= 1882 New York state election =

The 1882 New York state election was held on November 7, 1882, to elect the governor, the lieutenant governor, the chief judge and a U.S. Representative-at-large, as well as all members of the New York State Assembly. Besides, two constitutional amendments were proposed – the abolition of tolls on the State canals, and to increase the number of justices on the New York Supreme Court – and were accepted by the electorate.

==History==
The Greenback state convention met on July 19 at Albany, New York. Epenetus Howe was nominated for governor, James Allen for lieutenant governor, Lawrence J. McParlin for chief judge, and L. G. McDonald for U.S. Representative-at-large.

The Prohibition state convention met on September 20 at Rochester, New York. Rev. T. J. Bossell was president. Alphonso A. Hopkins was nominated for governor, William H. Boole, of Kings County, for lieutenant governor; C. A. Hammond, of Onondaga County, for chief judge; and L. S. Freeman, of Niagara County, for U.S. Representative-at-large.

The Republican state convention met on September 20 at Saratoga Springs, New York. There were two opposing factions in the party: the Half-Breeds led by Governor Alonzo B. Cornell, and the Stalwarts led by Ex-U.S. Senators Roscoe Conkling and Thomas C. Platt in league with railroad magnate Jay Gould.

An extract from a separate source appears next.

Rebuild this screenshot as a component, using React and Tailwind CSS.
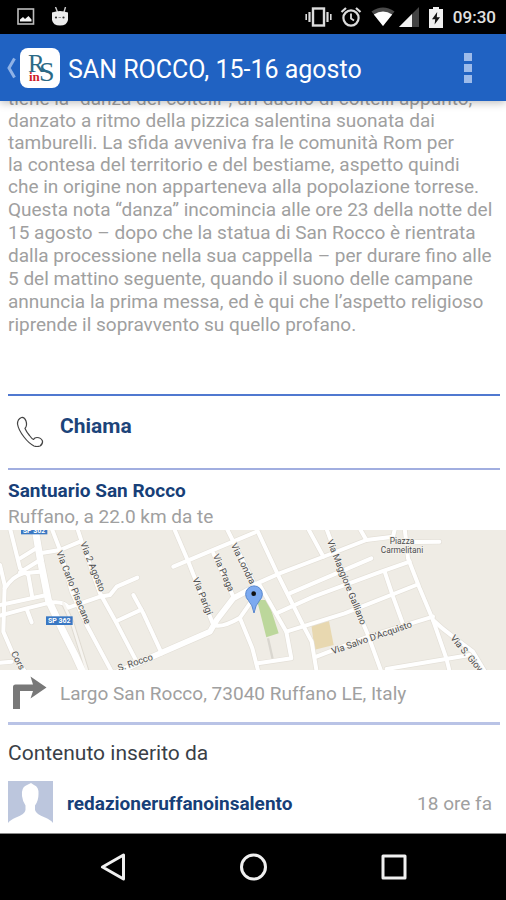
import React from 'react';

const roads = [
    'M30 10 L60 130 L85 150 L97 218',
    'M112 68 L60 100',
    'M0 120 L14 180 L10 320 L40 390 L75 440',
    'M14 190 Q40 152 70 145 L120 140',
    'M60 142 L120 105',
    'M0 240 L140 210',
    'M0 272 L80 250 L140 235',
    'M80 252 L95 292',
    'M0 413 L35 410',
    'M120 85 L180 75 L240 50',
    'M155 10 L180 75 L215 200 L260 300 L335 440',
    'M232 10 L245 50 L300 205 L350 295 L410 410',
    'M140 235 Q190 225 205 248 L300 215 L330 210 L350 185 L412 158',
    'M350 288 L424 254',
    'M400 210 L430 265 L485 385',
    'M520 125 L765 22',
    'M522 10 L565 110 L640 300',
    'M640 85 L700 215',
    'M680 10 L765 180',
    'M640 300 Q665 310 720 278 L750 235',
    'M720 280 L757 370 L775 440',
    'M769 10 L834 150 L864 210 L914 310 L935 350 L950 440',
    'M765 178 L839 145 L984 90 L1099 45 L1179 35 L1185 10',
    'M924 10 L970 95',
    'M979 10 L1049 200 L1104 330 L1144 440',
    'M1079 10 L1099 45',
    'M869 205 L1114 100',
    'M829 265 L940 215 L1129 145 L1229 110',
    'M859 320 L1034 265 L1249 180',
    'M779 180 L859 320 L874 400 L774 415',
    'M1214 10 L1224 100 L1259 190 L1299 285 L1339 400 L1349 440',
    'M1154 140 L1179 215 L1210 300',
    'M949 395 L1104 335 L1299 275',
    'M1299 285 Q1325 310 1359 335 L1419 380 L1455 440',
    'M1160 432 L1409 390',
    'M1189 52 L1318 50',
];

const mainRoads = ['M105 10 L122 110 L145 225 L185 310 L225 390 L250 445'];

const streets = [
    { name: 'Via Carlo Pisacane', x: 168, y: 82, angle: 68, size: 28 },
    { name: 'Via 2 Agosto', x: 240, y: 55, angle: 68, size: 28 },
    { name: 'Via Parigi', x: 577, y: 162, angle: 68, size: 28 },
    { name: 'Via Praga', x: 638, y: 92, angle: 66, size: 28 },
    { name: 'Via Londra', x: 692, y: 60, angle: 64, size: 28 },
    { name: 'Via Maggiore Galliano', x: 980, y: 48, angle: 68, size: 28 },
    { name: "Via Salvo D'Acquisto", x: 998, y: 388, angle: -19, size: 28 },
    { name: 'Via S. Giov', x: 1350, y: 340, angle: 50, size: 28 },
    { name: 'Cors', x: 32, y: 385, angle: 62, size: 28 },
    { name: 'S. Rocco', x: 357, y: 439, angle: -19, size: 28 },
];

const StatusBar = () => (
    <div className="flex h-[34px] shrink-0 items-center justify-between bg-black pl-4 pr-[10px]">
        <div className="flex items-center gap-4">
            <svg className="h-5 w-5" viewBox="0 0 20 20" fill="none">
                <rect x="2" y="2" width="15.5" height="15" stroke="#bdbdbd" strokeWidth="1.6" />
                <path d="M4 14.5 V12.5 L7 10 L9 12 L12.5 9 L15.5 12.5 V14.5 Z" fill="#f5f5f5" />
            </svg>
            <svg className="h-5 w-5" viewBox="0 0 20 20">
                <path d="M3.5 0 L5.5 5 M13.5 0 L12 5" stroke="#cfcfcf" strokeWidth="1.4" />
                <path d="M0 5.5 Q8 2.5 16 5.5 V13 Q15 18.5 8 18.5 Q1 18.5 0 13 Z" fill="#ececec" />
                <circle cx="4" cy="10.5" r="1.1" fill="#333" />
                <circle cx="11.5" cy="10.5" r="1.1" fill="#333" />
                <path d="M6.5 10.5 H9" stroke="#999" />
            </svg>
        </div>
        <div className="flex items-center">
            <svg className="mr-2 h-[22px] w-[27px]" viewBox="0 0 27 22" fill="none" stroke="#dcdcdc">
                <rect x="8" y="2.5" width="11" height="17" strokeWidth="2.4" />
                <path d="M4.5 6 V16 M22.5 6 V16" strokeWidth="2.2" />
                <path d="M1.2 8 V14 M25.8 8 V14" strokeWidth="1.6" />
            </svg>
            <svg className="mr-[9px] h-[22px] w-[22px]" viewBox="0 0 22 22" fill="none" stroke="#dcdcdc">
                <circle cx="11" cy="12" r="7.6" strokeWidth="2.2" />
                <path d="M11 7.5 V12.5 L14 14.5" strokeWidth="1.8" />
                <path d="M1.5 6 L6 2 M20.5 6 L16 2" strokeWidth="2.2" />
            </svg>
            <svg className="mr-1 h-[20px] w-[24px]" viewBox="0 0 24 20">
                <path d="M12 19 L0.5 4.5 Q12 -3.5 23.5 4.5 Z" fill="#4a4a4a" />
                <path d="M12 19 L2.8 7.4 Q12 1.5 21.2 7.4 Z" fill="#fff" />
            </svg>
            <svg className="mr-[10px] h-[20px] w-[20px]" viewBox="0 0 20 20">
                <path d="M0 20 L20 0 V20 Z" fill="#444" />
                <path d="M0 20 L13 7 V20 Z" fill="#f2f2f2" />
            </svg>
            <svg className="mr-[10px] h-[21px] w-[14px]" viewBox="0 0 14 21">
                <path d="M4 0 H10 V2 H14 V21 H0 V2 H4 Z" fill="#f0f0f0" />
                <path d="M8.2 5 L3 12.2 H6.2 L5.6 17.5 L11 10.2 H7.8 Z" fill="#111" />
            </svg>
            <span className="text-[17px] font-medium leading-6 text-[#e0e0e0]">09:30</span>
        </div>
    </div>
);

const ActionBar = () => (
    <header className="relative z-10 flex h-[67px] shrink-0 items-center bg-[#2062c2] shadow-[0_2px_8px_rgba(0,0,0,0.25)]">
        <a href="#indietro" aria-label="Indietro" className="flex items-center pl-[6px]">
            <svg className="h-[22px] w-[10px]" viewBox="0 0 10 22" fill="none">
                <path d="M8.5 1.5 L3 11 L8.5 20.5" stroke="#8fb2e6" strokeWidth="3" />
            </svg>
            <svg className="ml-1 h-10 w-10" viewBox="0 0 40 40">
                <rect width="40" height="40" rx="8" fill="#fff" />
                <text x="8" y="24" fontFamily="Liberation Serif, serif" fontSize="25" fill="#2b6a86">R</text>
                <text x="19" y="33" fontFamily="Liberation Serif, serif" fontSize="28" fill="#2b6a86">S</text>
                <text x="9" y="33" fontFamily="Liberation Serif, serif" fontSize="13" fontWeight="700" fill="#cf2027">in</text>
            </svg>
        </a>
        <h1 className="ml-2 flex-1 truncate pt-1 text-[25px] leading-8 text-white">SAN ROCCO, 15-16 agosto</h1>
        <button type="button" aria-label="Altre opzioni" className="mr-[34px] flex flex-col gap-[3px]">
            <span className="h-2 w-2 bg-[#9dbbea]" />
            <span className="h-2 w-2 bg-[#9dbbea]" />
            <span className="h-2 w-2 bg-[#9dbbea]" />
        </button>
    </header>
);

const StreetMap = () => (
    <svg className="block h-[140px] w-full" viewBox="0 15 1518 420" preserveAspectRatio="xMidYMid slice">
        <rect x="0" y="15" width="1518" height="420" fill="#efece5" />
        <path d="M771 225 L804 225 L836 325 L799 337 Z" fill="#bcd79b" />
        <path d="M934 300 L987 288 L1001 360 L944 374 Z" fill="#e8d8b0" />
        <path d="M804 340 L818 402" stroke="#d9d6cf" strokeWidth="7" />
        <g fill="none" strokeLinecap="round" strokeLinejoin="round">
            {roads.map((d) => <path key={d} d={d} stroke="#e4e0d8" strokeWidth="16" />)}
            <path d="M190 235 L215 290 L262 440" stroke="#dfdbd2" strokeWidth="14" />
            <path d="M345 445 L480 385 L630 320 L650 285 L700 220 L765 185" stroke="#e4e0d8" strokeWidth="21" />
            {mainRoads.map((d) => <path key={d} d={d} stroke="#e4e0d8" strokeWidth="25" />)}
            {roads.map((d) => <path key={d} d={d} stroke="#fff" strokeWidth="12" />)}
            <path d="M190 235 L215 290 L262 440" stroke="#f7f5f1" strokeWidth="8" />
            <path d="M345 445 L480 385 L630 320 L650 285 L700 220 L765 185" stroke="#fff" strokeWidth="17" />
            {mainRoads.map((d) => <path key={d} d={d} stroke="#fff" strokeWidth="21" />)}
        </g>
        <g fontFamily="Roboto, sans-serif" fill="#4d4d4d" stroke="#f4f2ed" strokeWidth="5" paintOrder="stroke">
            {streets.map(({ name, x, y, angle, size }) => (
                <text key={name} fontSize={size} transform={`translate(${x} ${y}) rotate(${angle})`}>{name}</text>
            ))}
            <text x="1206" y="58" fontSize="25" textAnchor="middle">Piazza</text>
            <text x="1206" y="83" fontSize="25" textAnchor="middle">Carmelitani</text>
        </g>
        <g fontFamily="Roboto, sans-serif" fontSize="21" fontWeight="700" fill="#fff" textAnchor="middle">
            <rect x="63" y="4" width="79" height="24" fill="#3a78c3" />
            <text x="102" y="23">SP 362</text>
            <rect x="138" y="274" width="80" height="26" fill="#3a78c3" />
            <text x="178" y="294">SP 362</text>
        </g>
        <path d="M762 264 Q758 240 745 226 A25 25 0 1 1 779 226 Q766 240 762 264 Z" fill="#7caaf0" stroke="#5585cf" strokeWidth="3" />
        <circle cx="761" cy="206" r="7" fill="#111" />
    </svg>
);

const NavBar = () => (
    <nav className="flex h-[67px] shrink-0 items-center justify-center gap-28 border-t border-[#8a8a8a] bg-black">
        <button type="button" aria-label="Indietro">
            <svg className="h-7 w-7" viewBox="0 0 28 28" fill="none" stroke="#f0f0f0" strokeWidth="3" strokeLinejoin="round">
                <path d="M24.5 2 V26 L3.5 14 Z" />
            </svg>
        </button>
        <button type="button" aria-label="Home">
            <svg className="h-7 w-7" viewBox="0 0 28 28" fill="none" stroke="#f0f0f0" strokeWidth="3">
                <circle cx="14.5" cy="14" r="12" />
            </svg>
        </button>
        <button type="button" aria-label="App recenti">
            <svg className="h-7 w-7" viewBox="0 0 28 28" fill="none" stroke="#f0f0f0" strokeWidth="3" strokeLinejoin="round">
                <rect x="4" y="3" width="22" height="22" />
            </svg>
        </button>
    </nav>
);

const App = () => {
    return (
        <div className="flex h-screen flex-col overflow-hidden bg-white font-['Roboto',sans-serif]">
            <StatusBar />
            <ActionBar />

            {/* Scrolled to the end, so the top of the article runs under the bar */}
            <main className="flex min-h-0 flex-1 flex-col justify-end overflow-hidden">
                <article className="shrink-0 px-2 text-[19px] text-[#a0a0a0]">
                    <p className="leading-[22px]">
                        tiene la “danza dei coltelli”, un duello di coltelli appunto,<br />
                        danzato a ritmo della pizzica salentina suonata dai<br />
                        tamburelli. La sfida avveniva fra le comunità Rom per<br />
                        la contesa del territorio e del bestiame, aspetto quindi<br />
                        che in origine non apparteneva alla popolazione torrese.
                    </p>
                    <p className="leading-[23px]">
                        Questa nota “danza” incomincia alle ore 23 della notte del<br />
                        15 agosto – dopo che la statua di San Rocco è rientrata<br />
                        dalla processione nella sua cappella – per durare fino alle<br />
                        5 del mattino seguente, quando il suono delle campane<br />
                        annuncia la prima messa, ed è qui che l’aspetto religioso<br />
                        riprende il sopravvento su quello profano.
                    </p>
                </article>

                <a href="#chiama" className="mx-2 mr-[6px] mt-[58px] flex h-[76px] shrink-0 items-start border-y-2 border-t-[#5079d0] border-b-[#a1aee0] pt-4">
                    <svg className="ml-2 mt-1 h-8 w-7" viewBox="0 0 28 32" fill="none" stroke="#444" strokeWidth="1.2" strokeLinejoin="round">
                        <path d="M5.5 1.5 Q1.5 3 1.5 8 Q2.5 14 8 21 Q13 27.5 18 30 Q21 31 24 30 Q27 28 26.5 25 Q25 21.5 21 21.5 Q18.500 21.5 17.500 23.500 Q16 23 13.500 19.500 Q10.500 16 9 12.500 Q11.500 9.500 10 5 Q8.500 1 5.500 1.500 Z" />
                    </svg>
                    <span className="ml-4 pt-[2px] text-[21px] font-bold leading-6 text-[#1c447a]">Chiama</span>
                </a>

                <section className="shrink-0">
                    <h2 className="px-2 pt-2 text-[19px] font-bold leading-[26px] text-[#173f78]">Santuario San Rocco</h2>
                    <p className="px-2 text-[19px] leading-[26px] text-[#a0a0a0]">Ruffano, a 22.0 km da te</p>
                    <StreetMap />
                    <a href="#percorso" className="mx-2 mr-[6px] flex h-[55px] items-start border-b-[3px] border-[#b9c3e6] pt-[6px]">
                        <svg className="ml-1 h-[34px] w-[35px]" viewBox="0 0 35 34">
                            <path d="M1 33 V11 Q1 8.500 3.500 8.500 H21 L18.500 0.500 L34.500 11.500 L18.500 22.500 L21 15 H8 V33 Z" fill="#787878" />
                        </svg>
                        <span className="ml-[13px] pt-[6px] text-[19px] leading-6 text-[#a0a0a0]">Largo San Rocco, 73040 Ruffano LE, Italy</span>
                    </a>
                </section>

                <section className="shrink-0 px-2 pb-[10px] pt-4">
                    <h3 className="text-[21px] leading-6 text-[#3a3f47]">Contenuto inserito da</h3>
                    <div className="mt-4 flex items-center">
                        <svg className="h-[42px] w-[45px]" viewBox="0 0 45 42">
                            <rect width="45" height="42" fill="#bcc6dd" />
                            <path d="M0 42 Q2 39 8 36.500 Q17 33 17.500 29 V24.500 Q14.500 20 14 15 Q13 7 18 4.500 L23 2 L26 4 Q31 6 30.500 13 Q30.500 20 27 24.500 V29 Q28 33 37 36.500 Q43 39 45 42 Z" fill="#fff" />
                        </svg>
                        <a href="#redazione" className="ml-[14px] flex-1 pt-1 text-[19px] font-bold leading-6 text-[#173f78]">redazioneruffanoinsalento</a>
                        <span className="mr-[6px] pt-1 text-[19px] leading-6 text-[#a0a0a0]">18 ore fa</span>
                    </div>
                </section>
            </main>

            <NavBar />
        </div>
    );
};

export default App;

The State Committee met at 9 o'clock at Congress Hall and elected Edward M. Madden to be temporary chairman of the convention (vote Madden (St.) 18, Edmund L. Pitts (H.-B.) 14). The convention opened at half past 10 at Town Hall. The roll was called by John W. Vrooman, the Clerk of the New York State Senate. When Madden was proposed for temporary chairman, the Half-Breeds objected and proposed Pitts, and a vote was taken. Madden received 251, Pitts 243, showing an almost evenly divided convention with a slight Stalwart majority. U.S. Secretary of the Treasury Charles J. Folger (St.) was nominated for governor on the second ballot (first ballot: Folger 223, Cornell [incumbent] 180, James W. Wadsworth 69, John H. Starin 19, John C. Robinson 6; second ballot: Folger 257, Cornell 222, Wadsworth 18). B. Platt Carpenter (St.), the Chairman of the State Committee, was nominated for lieutenant governor; and A. Barton Hepburn for U.S. Representative-at-large. The incumbent Chief Judge Charles Andrews was nominated to succeed himself. Hepburn declined to run, and the State Committee substituted Howard Carroll, of New York City, on the ticket at a meeting on October 10 at the Fifth Avenue Hotel in New York City (first ballot: Carroll 14, Ferris Jacobs, Jr. 7, Corp. James Tanner 6, John A. King 1; second ballot: Carroll 28).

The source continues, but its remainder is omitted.